Four enriched G-3 genes were categorized as GO:0003013 (circulatory system process). These genes were expected to participate in blood pressure control and the pathogenesis of stroke. Moreover, 2 enriched G-3 genes, Apoh and Hrg, were categorized as GO:0051918 (negative regulation of fibrinolysis) (Table II, G-3). Since Apoh has been implicated in various physiological pathways, including lipoprotein metabolism, coagulation and the production of antiphospholipid autoantibodies, we hypothesized that it may participate in the genesis of atherosclerosis and stroke. Hrg possesses antimicrobial activity, and the incorporation of Hrg into fibrin clots facilitates bacterial entrapment and killing and promotes inflammation. Since vascular inflammation is known to trigger atherosclerosis, Hrg influences atherosclerosis and susceptibility to strokes.

Two out of the 5 enriched G-4 genes, Apoh and Hrg were categorized as GO:0051918 (negative regulation of fibrinolysis), while the remaining 3 genes, chemokine (C-C motif) receptor 1 (Ccr1), leukocyte immunoglobulin-like receptor B-3-like (Lilrb3l) and Zbtb16 were categorized as GO:0030097 (hemopoiesis) (Table II, G-4): Ccr1 encodes a member of the β-chemokine receptor family. Knockout studies on the mouse homolog suggested roles for this gene in host protection from inflammatory responses, and susceptibility to viruses and parasites. Lilrb3l is a receptor for the major histocompatibility complex class I antigen (MHC-I), and may play a physiological role in the brain for neuronal circuitry stability by inhibiting synaptic plasticity. Zbtb16 encodes a protein which is located in the nucleus. It is involved in cell cycle progression and interacts with a histone deacetylase.

We previously examined gene expression profiles in the brain, and found that 6 SHRSP-specific genes isolated from the rats at 6 weeks of age (Agtr1b, Arc, Egr2, Fos, Hspa1b and Snca) were annotated to ‘behavior' and were suggested to participate in the genesis of ADHD (5). In the present study, we investigated gene expression profiles in the kidneys, and unexpectedly found that 6 SHRSP-specific genes isolated from the rats at 6 weeks of age (Banp, Ephx2, Rbfox1, Rxrg, Ryr1 and Zbtb16) were annotated to ‘Huntington's disease' (Table IV, G-4).
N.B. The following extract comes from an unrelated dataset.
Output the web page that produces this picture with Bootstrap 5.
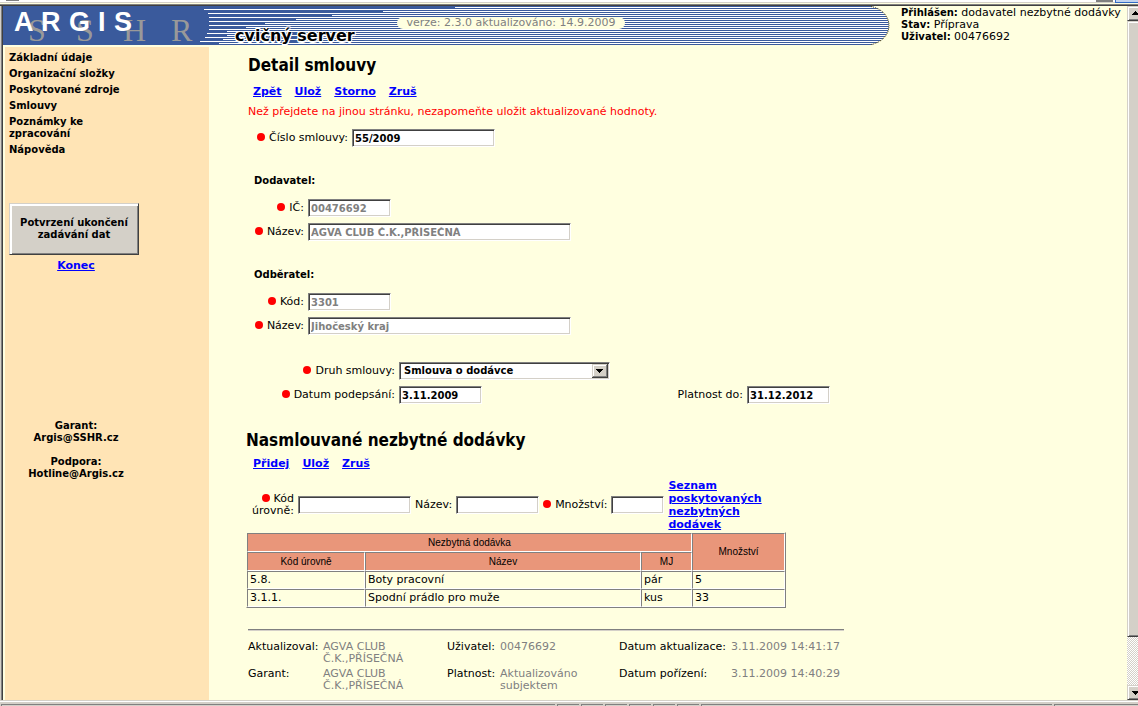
<!DOCTYPE html>
<html lang="cs">
<head>
<meta charset="utf-8">
<meta name="viewport" content="width=device-width, initial-scale=1">
<title>ARGIS – Detail smlouvy</title>
<link href="https://cdn.jsdelivr.net/npm/bootstrap@5.3.0/dist/css/bootstrap.min.css" rel="stylesheet">
<style>
  :root { --face: #d4d0c8; --page: #ffffe0; --side: #ffe4b5; }
  body { font: 11px/12px "DejaVu Sans", Verdana, sans-serif; color: #000; background: var(--page); }
  a { color: #00f; }
  b, .strong { font-weight: 700; font-size: 10px; }
  h1, h2 { font: 700 17px/20px "DejaVu Sans Condensed", Tahoma, sans-serif; margin: 0; }

  .chrome-top { height: 6px; background: #fff; border-bottom: 1px solid #404040; box-shadow: inset 0 -1px #808080, inset 0 -2px var(--page), inset 0 -3px var(--face); padding-left: 6px; gap: 2px; }
  .chrome-top i { width: 13px; height: 1px; background: #808080; }
  .chrome-top i + i { width: 17px; height: 2px; }
  .chrome-top .tool-hot { width: 23px; height: 3px; background: #c1d2ee; border: solid #316ac5; border-width: 0 0 1px 1px; }
  .chrome-side { width: 3px; background: var(--face); border-right: 1px solid #404040; box-shadow: inset -1px 0 #808080; }
  .status-strip { height: 6px; background: var(--face); border-top: 1px solid var(--face); box-shadow: inset 0 1px #fff; padding: 3px 0 0 1px; gap: 2px; }
  .status-strip i { width: 22px; border: solid #808080; border-width: 1px 0 0 1px; }
  .status-strip .zone { width: 351px; }
  .status-strip .zoom-level { width: 84px; }

  .scroller { width: 11px; background: repeating-conic-gradient(#fff 0 25%, var(--face) 0 50%) 0 0/2px 2px; }
  .scroller span { background: var(--face); border: solid; border-width: 1px 0 1px 1px; border-color: var(--face) #404040 #404040 var(--face); box-shadow: inset 1px 1px #fff, inset 0 -1px #808080; }
  .scroller .thumb { height: 616px; }
  .scroller svg { display: block; width: 10px; height: 13px; }

  .banner { width: 889px; }
  .banner svg { display: block; overflow: visible; }
  .version-pill { left: 394px; top: 11px; width: 228px; height: 12px; line-height: 12px; border-radius: 6px; background: var(--page); color: #808080; }
  .server-name { left: 232px; top: 22px; font-size: 16px; line-height: 16px; text-shadow: 1px 1px #fff, -1px -1px #fff, 1px -1px #fff, -1px 1px #fff, 0 2px #fff; }
  .user-info { padding: 1px 0 0 9px; }

  .page-body { padding: 2px 0 0 2px; }
  .sidebar { width: 204px; background: var(--side); font-size: 10px; font-weight: 700; padding: 5px 4px; }
  .sidebar li { width: 120px; }
  .sidebar li a { color: #000; text-decoration: none; }
  .sidebar .lower { width: 134px; margin-top: 47px; }
  .sidebar .contacts { margin-top: 148px; }
  .confirm-btn { width: 130px; height: 52px; font: inherit; color: #000; background: var(--face); border: 1px solid; border-color: var(--face) #404040 #404040 var(--face); box-shadow: inset 1px 1px #fff, inset 2px 2px #fff, inset -1px -1px #808080; }
  .big-link, .tools a { font-size: 11px; line-height: 13px; font-weight: 700; }

  .content { padding: 8px 0 0 37px; }
  .inset { padding-left: 2px; }
  .tools { gap: 13px; padding-left: 5px; margin-top: 10px; }
  .items .tools { padding-left: 7px; margin-top: 7px; }
  .warn { color: #f00; }
  .field-row { height: 24px; gap: 4px; }
  .field-row label, .filter label { text-align: right; }
  .group-title { margin: 25px 0 9px; padding-left: 6px; }
  .terms { margin-top: 21px; }
  .dot::before { content: ""; display: inline-block; width: 8px; height: 8px; border-radius: 50%; background: #f00; margin-right: 4px; }
  .lab-a { width: 100px; } .lab-b { width: 56px; } .lab-c { width: 147px; }
  .lab-d { width: 257px; }
  .sunken { height: 18px; padding: 1px 2px; font: 700 10px/14px "DejaVu Sans", Verdana, sans-serif; color: #000; background-color: #fff; border: 1px solid; border-color: #808080 #fff #fff #808080; border-radius: 0; box-shadow: inset 1px 1px #404040, inset -1px -1px var(--face); }
  .sunken:disabled { color: #808080; opacity: 1; }
  select.sunken { appearance: none; padding-left: 4px; background: #fff url("data:image/svg+xml,%3Csvg xmlns='http://www.w3.org/2000/svg' width='16' height='14' shape-rendering='crispEdges'%3E%3Cpath fill='%23404040' d='M0 0h16v14H0z'/%3E%3Cpath fill='%23d4d0c8' d='M0 0h15v13H0z'/%3E%3Cpath fill='%23808080' d='M1 1h14v12H1z'/%3E%3Cpath fill='%23fff' d='M1 1h13v11H1z'/%3E%3Cpath fill='%23d4d0c8' d='M2 2h12v10H2z'/%3E%3Cpath d='M4 5h7v1H4zM5 6h5v1H5zM6 7h3v1H6zM7 8h1v1H7z'/%3E%3C/svg%3E") right 1px top 1px no-repeat; }
  .w-s { width: 83px; } .w-m { width: 143px; } .w-l { width: 263px; } .w-sel { width: 211px; } .w-code { width: 113px; } .w-qty { width: 53px; }

  .items { margin-top: 23px; }
  .filter { gap: 4px; margin: 9px 0 1px; }
  .filter .two-line { width: 48px; }

  .grid-data { width: 540px; border: 1px solid; border-color: var(--page) #808080 #808080 var(--page); border-collapse: separate; border-spacing: 0; table-layout: fixed; }
  .grid-data th, .grid-data td { border: 1px solid; border-color: #808080 #fff #fff #808080; }
  .grid-data th { height: 19px; padding: 0; text-align: center; font: 400 10px/12px "Liberation Sans", Arial, sans-serif; background: #e9967a; }
  .grid-data td { height: 18px; padding: 0 2px; }
  .col-code { width: 118px; } .col-name { width: 276px; } .col-unit { width: 51px; }

  .rule { width: 596px; height: 2px; background: #808080; border-bottom: 1px solid var(--face); margin: 21px 0 10px; }
  .meta { width: 597px; display: grid; grid-template-columns: 75px 124px 53px 119px 112px 114px; row-gap: 3px; margin: 0; }
  .meta dt { font-weight: 400; } .meta dd { margin: 0; color: #808080; }
</style>
</head>
<body>
<div class="d-flex flex-column min-vh-100">
  <div class="chrome-top d-flex"><i class="me-auto"></i><i></i><i class="tool-hot"></i></div>
  <div class="d-flex flex-grow-1">
    <div class="chrome-side flex-shrink-0"></div>
    <div class="flex-grow-1 d-flex flex-column">
      <header class="d-flex">
        <div class="banner position-relative flex-shrink-0">
          <svg width="887" height="39" role="img" aria-label="ARGIS SSHR">
            <defs>
              <pattern id="stripes" width="4" height="2" patternUnits="userSpaceOnUse"><path fill="#fff" d="M0 0h4v2H0z"/><path fill="#3a5a9c" d="M0 0h4v1H0z"/></pattern>
            </defs>
            <path fill="url(#stripes)" d="M200 0H868C880 3 886 11 886 19.500S880 36 868 39H200Z"/>
            <path fill="none" stroke="#5c4c10" stroke-dasharray="1 1" d="M868 .5C880 3 886 11 886 19.500S880 36 868 38.500"/>
            <path fill="#3a5a9c" d="M0 0H452V2H380V6H329V10H293V14H262V18H243V22H224V27H300V39H0Z"/>
            <g fill="#fff" shape-rendering="crispEdges">
              <path d="M201 3h251v1H201zM205 7h175v1H205zM206 11h123v1H206zM206 15h87v1H206zM206 19h56v1H206zM206 23h40v1H206zM204 27h40v1H204zM202 31h40v1H202zM197 35h60v1H197z"/>
              <path d="M329 9h60v1h-60zM293 13h60v1h-60zM262 17h60v1h-60zM243 21h60v1h-60zM230 25h70v1h-70zM224 29h76v1h-76zM220 33h80v1h-80zM216 37h84v1h-84z"/>
            </g>
            <g font-family="Liberation Serif, Times New Roman, serif" font-size="32" fill="#999"><text x="25 73 120 168" y="35">SSHR</text></g>
            <g font-family="Liberation Sans, Arial, sans-serif" font-size="27" font-weight="700" fill="#fff"><text x="11 38 66 95 111" y="25">ARGIS</text></g>
          </svg>
          <div class="version-pill position-absolute text-center">verze: 2.3.0 aktualizováno: 14.9.2009</div>
          <div class="server-name position-absolute fw-bold text-nowrap">cvičný server</div>
        </div>
        <div class="user-info text-nowrap"><b>Přihlášen:</b> dodavatel nezbytné dodávky<br><b>Stav:</b> Příprava<br><b>Uživatel:</b> 00476692</div>
      </header>
      <div class="page-body d-flex flex-grow-1">
        <nav class="sidebar flex-shrink-0">
          <ul class="list-unstyled d-flex flex-column gap-1 mb-0">
            <li><a href="#">Základní údaje</a></li>
            <li><a href="#">Organizační složky</a></li>
            <li><a href="#">Poskytované zdroje</a></li>
            <li><a href="#">Smlouvy</a></li>
            <li><a href="#">Poznámky ke zpracování</a></li>
            <li><a href="#">Nápověda</a></li>
          </ul>
          <div class="lower text-center">
            <button type="button" class="confirm-btn d-block">Potvrzení ukončení<br>zadávání dat</button>
            <a class="big-link d-block mt-1" href="#">Konec</a>
            <div class="contacts">Garant:<br>Argis@SSHR.cz<br><br>Podpora:<br>Hotline@Argis.cz</div>
          </div>
        </nav>
        <main class="content flex-grow-1">
          <section class="inset">
            <h1>Detail smlouvy</h1>
            <div class="tools d-flex"><a href="#">Zpět</a><a href="#">Ulož</a><a href="#">Storno</a><a href="#">Zruš</a></div>
            <p class="warn my-2">Než přejdete na jinou stránku, nezapomeňte uložit aktualizované hodnoty.</p>
            <div class="field-row d-flex align-items-center"><label class="dot lab-a" for="cislo">Číslo smlouvy:</label><input id="cislo" class="sunken w-m" value="55/2009"></div>
            <div class="strong group-title">Dodavatel:</div>
            <div class="field-row d-flex align-items-center"><label class="dot lab-b" for="ic">IČ:</label><input id="ic" class="sunken w-s" value="00476692" disabled></div>
            <div class="field-row d-flex align-items-center"><label class="dot lab-b" for="dnazev">Název:</label><input id="dnazev" class="sunken w-l" value="AGVA CLUB Č.K.,PŘÍSEČNÁ" disabled></div>
            <div class="strong group-title">Odběratel:</div>
            <div class="field-row d-flex align-items-center"><label class="dot lab-b" for="kod">Kód:</label><input id="kod" class="sunken w-s" value="3301" disabled></div>
            <div class="field-row d-flex align-items-center"><label class="dot lab-b" for="onazev">Název:</label><input id="onazev" class="sunken w-l" value="Jihočeský kraj" disabled></div>
            <div class="terms">
              <div class="field-row d-flex align-items-center"><label class="dot lab-c" for="druh">Druh smlouvy:</label><select id="druh" class="sunken w-sel"><option>Smlouva o dodávce</option></select></div>
              <div class="field-row d-flex align-items-center"><label class="dot lab-c" for="podpis">Datum podepsání:</label><input id="podpis" class="sunken w-s" value="3.11.2009"><label class="lab-d" for="platnost">Platnost do:</label><input id="platnost" class="sunken w-s" value="31.12.2012"></div>
            </div>
          </section>
          <section class="items">
            <h2>Nasmlouvané nezbytné dodávky</h2>
            <div class="tools d-flex"><a href="#">Přidej</a><a href="#">Ulož</a><a href="#">Zruš</a></div>
            <div class="filter d-flex align-items-center">
              <label class="dot two-line" for="fkod">Kód úrovně:</label><input id="fkod" class="sunken w-code">
              <label for="fnazev">Název:</label><input id="fnazev" class="sunken w-s">
              <label class="dot" for="fmnoz">Množství:</label><input id="fmnoz" class="sunken w-qty">
              <a class="big-link" href="#">Seznam<br>poskytovaných<br>nezbytných<br>dodávek</a>
            </div>
            <table class="grid-data">
              <colgroup><col class="col-code"><col class="col-name"><col class="col-unit"><col></colgroup>
              <thead>
                <tr><th colspan="3">Nezbytná dodávka</th><th rowspan="2">Množství</th></tr>
                <tr><th>Kód úrovně</th><th>Název</th><th>MJ</th></tr>
              </thead>
              <tbody>
                <tr><td>5.8.</td><td>Boty pracovní</td><td>pár</td><td>5</td></tr>
                <tr><td>3.1.1.</td><td>Spodní prádlo pro muže</td><td>kus</td><td>33</td></tr>
              </tbody>
            </table>
          </section>
          <footer class="inset">
            <div class="rule"></div>
            <dl class="meta">
              <dt>Aktualizoval:</dt><dd>AGVA CLUB<br>Č.K.,PŘÍSEČNÁ</dd><dt>Uživatel:</dt><dd>00476692</dd><dt>Datum aktualizace:</dt><dd>3.11.2009 14:41:17</dd>
              <dt>Garant:</dt><dd>AGVA CLUB<br>Č.K.,PŘÍSEČNÁ</dd><dt>Platnost:</dt><dd>Aktualizováno<br>subjektem</dd><dt>Datum pořízení:</dt><dd>3.11.2009 14:40:29</dd>
            </dl>
          </footer>
        </main>
      </div>
    </div>
    <div class="scroller flex-shrink-0 d-flex flex-column" aria-hidden="true">
      <span><svg shape-rendering="crispEdges"><path d="M7 4h1v1H7zM6 5h3v1H6zM5 6h5v1H5zM4 7h6v1H4z"/></svg></span>
      <span class="thumb"></span>
      <span class="mt-auto"><svg shape-rendering="crispEdges"><path d="M4 5h6v1H4zM5 6h5v1H5zM6 7h3v1H6zM7 8h1v1H7z"/></svg></span>
    </div>
  </div>
  <div class="status-strip d-flex"><i class="flex-grow-1"></i><i></i><i></i><i></i><i></i><i></i><i></i><i class="zone"></i><i class="zoom-level"></i></div>
</div>
<script src="https://cdn.jsdelivr.net/npm/bootstrap@5.3.0/dist/js/bootstrap.bundle.min.js"></script>
</body>
</html>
Tp53 was also found to be involved in ‘Huntington's disease' (33,52). These findings suggested the participation of common genes in the genesis of symptoms related to ADHD and Huntington's disease (Table IV, G-4).
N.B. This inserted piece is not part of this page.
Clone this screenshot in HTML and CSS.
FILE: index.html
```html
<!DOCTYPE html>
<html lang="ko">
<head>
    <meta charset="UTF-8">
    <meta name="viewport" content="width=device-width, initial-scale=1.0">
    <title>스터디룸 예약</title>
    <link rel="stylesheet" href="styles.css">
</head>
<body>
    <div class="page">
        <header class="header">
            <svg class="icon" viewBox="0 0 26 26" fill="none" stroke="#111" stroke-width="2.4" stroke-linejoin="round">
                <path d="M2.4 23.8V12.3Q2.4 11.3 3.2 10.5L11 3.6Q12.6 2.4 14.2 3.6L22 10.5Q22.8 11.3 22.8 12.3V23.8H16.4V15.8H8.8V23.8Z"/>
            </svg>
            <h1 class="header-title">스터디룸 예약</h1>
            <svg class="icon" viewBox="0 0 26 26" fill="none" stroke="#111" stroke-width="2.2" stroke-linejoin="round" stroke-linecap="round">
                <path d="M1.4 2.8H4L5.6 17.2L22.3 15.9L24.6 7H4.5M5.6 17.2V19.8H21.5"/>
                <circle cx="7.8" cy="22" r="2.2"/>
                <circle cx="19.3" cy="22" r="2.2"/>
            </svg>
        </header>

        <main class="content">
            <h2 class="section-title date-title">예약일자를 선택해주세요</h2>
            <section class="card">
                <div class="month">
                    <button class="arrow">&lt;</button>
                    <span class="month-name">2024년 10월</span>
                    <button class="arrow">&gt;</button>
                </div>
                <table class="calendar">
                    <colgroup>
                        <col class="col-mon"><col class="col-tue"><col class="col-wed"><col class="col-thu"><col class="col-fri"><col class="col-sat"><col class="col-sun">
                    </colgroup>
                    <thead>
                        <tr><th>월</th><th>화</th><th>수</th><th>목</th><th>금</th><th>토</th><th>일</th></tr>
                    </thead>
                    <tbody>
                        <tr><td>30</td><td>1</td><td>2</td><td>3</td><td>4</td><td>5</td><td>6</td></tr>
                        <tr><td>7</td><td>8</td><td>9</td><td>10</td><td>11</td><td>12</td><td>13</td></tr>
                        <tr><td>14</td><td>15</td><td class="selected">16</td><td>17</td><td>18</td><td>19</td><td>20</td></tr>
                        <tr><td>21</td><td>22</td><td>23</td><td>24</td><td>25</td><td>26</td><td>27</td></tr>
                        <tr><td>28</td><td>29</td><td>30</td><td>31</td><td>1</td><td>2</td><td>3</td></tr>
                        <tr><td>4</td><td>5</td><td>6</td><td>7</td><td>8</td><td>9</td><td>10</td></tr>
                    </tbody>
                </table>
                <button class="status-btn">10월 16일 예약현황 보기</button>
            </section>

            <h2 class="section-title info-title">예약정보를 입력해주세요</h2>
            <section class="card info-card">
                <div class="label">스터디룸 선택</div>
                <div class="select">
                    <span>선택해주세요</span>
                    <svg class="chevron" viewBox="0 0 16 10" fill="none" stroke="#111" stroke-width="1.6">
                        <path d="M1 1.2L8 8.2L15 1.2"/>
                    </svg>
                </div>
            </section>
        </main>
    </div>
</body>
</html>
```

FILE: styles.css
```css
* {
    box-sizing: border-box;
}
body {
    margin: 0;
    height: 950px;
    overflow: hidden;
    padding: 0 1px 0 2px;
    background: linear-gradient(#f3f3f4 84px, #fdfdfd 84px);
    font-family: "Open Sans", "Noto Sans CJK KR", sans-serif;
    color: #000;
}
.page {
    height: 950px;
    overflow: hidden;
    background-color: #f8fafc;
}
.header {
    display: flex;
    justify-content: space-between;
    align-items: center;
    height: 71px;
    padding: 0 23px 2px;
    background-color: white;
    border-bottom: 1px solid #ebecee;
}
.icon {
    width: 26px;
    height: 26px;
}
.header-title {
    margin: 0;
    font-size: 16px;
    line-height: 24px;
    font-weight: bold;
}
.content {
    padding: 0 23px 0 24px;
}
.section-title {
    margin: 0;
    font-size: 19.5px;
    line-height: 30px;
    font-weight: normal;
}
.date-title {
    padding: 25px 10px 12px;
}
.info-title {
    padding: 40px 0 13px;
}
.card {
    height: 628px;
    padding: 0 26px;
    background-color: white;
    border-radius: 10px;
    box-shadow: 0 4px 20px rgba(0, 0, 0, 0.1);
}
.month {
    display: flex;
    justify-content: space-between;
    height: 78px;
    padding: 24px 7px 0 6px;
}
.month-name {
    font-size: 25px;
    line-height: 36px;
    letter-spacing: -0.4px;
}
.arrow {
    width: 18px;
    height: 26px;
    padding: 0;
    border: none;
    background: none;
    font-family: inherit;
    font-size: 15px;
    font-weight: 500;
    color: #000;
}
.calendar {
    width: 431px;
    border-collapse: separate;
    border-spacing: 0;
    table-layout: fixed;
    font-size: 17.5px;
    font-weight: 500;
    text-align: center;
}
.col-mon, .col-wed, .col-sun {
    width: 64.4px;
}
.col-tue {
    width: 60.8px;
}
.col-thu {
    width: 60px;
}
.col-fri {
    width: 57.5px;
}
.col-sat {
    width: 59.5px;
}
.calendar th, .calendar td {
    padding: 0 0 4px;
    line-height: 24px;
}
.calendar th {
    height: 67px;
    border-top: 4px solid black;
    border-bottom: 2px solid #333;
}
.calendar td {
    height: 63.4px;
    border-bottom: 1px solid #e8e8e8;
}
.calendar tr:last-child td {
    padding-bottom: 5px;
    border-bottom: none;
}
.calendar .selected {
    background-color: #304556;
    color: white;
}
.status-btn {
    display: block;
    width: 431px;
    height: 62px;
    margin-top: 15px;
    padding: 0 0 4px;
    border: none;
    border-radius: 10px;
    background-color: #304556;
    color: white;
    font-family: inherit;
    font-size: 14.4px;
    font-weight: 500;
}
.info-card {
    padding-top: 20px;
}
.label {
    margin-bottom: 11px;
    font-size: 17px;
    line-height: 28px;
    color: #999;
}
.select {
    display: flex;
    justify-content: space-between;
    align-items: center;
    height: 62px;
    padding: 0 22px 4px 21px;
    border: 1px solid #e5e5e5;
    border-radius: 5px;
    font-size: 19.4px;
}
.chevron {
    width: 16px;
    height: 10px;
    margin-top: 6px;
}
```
SHR-specific genes isolated from the kidneys of 3-week-old rats included possible candidate genes that trigger hypertension (Bcl6 and Sox2), and SHRSP-specific genes isolated from the kidneys of 3-week-old rats included possible candidate genes that trigger stroke, such as Agt, Agtrap and Apoh. The results obtained from SHRSP-specific genes isolated from the kidneys of 6-week-old rats included 6 genes that have been functionally annotated to Huntington's disease (Banp, Ephx2, Rbfox1, Rxrg, Ryr1 and Zbtb16). These results implicate these genes in the involuntary movement associated with Huntington's disease as well as ‘attention-deficit hyperactivity' observed in ADHD.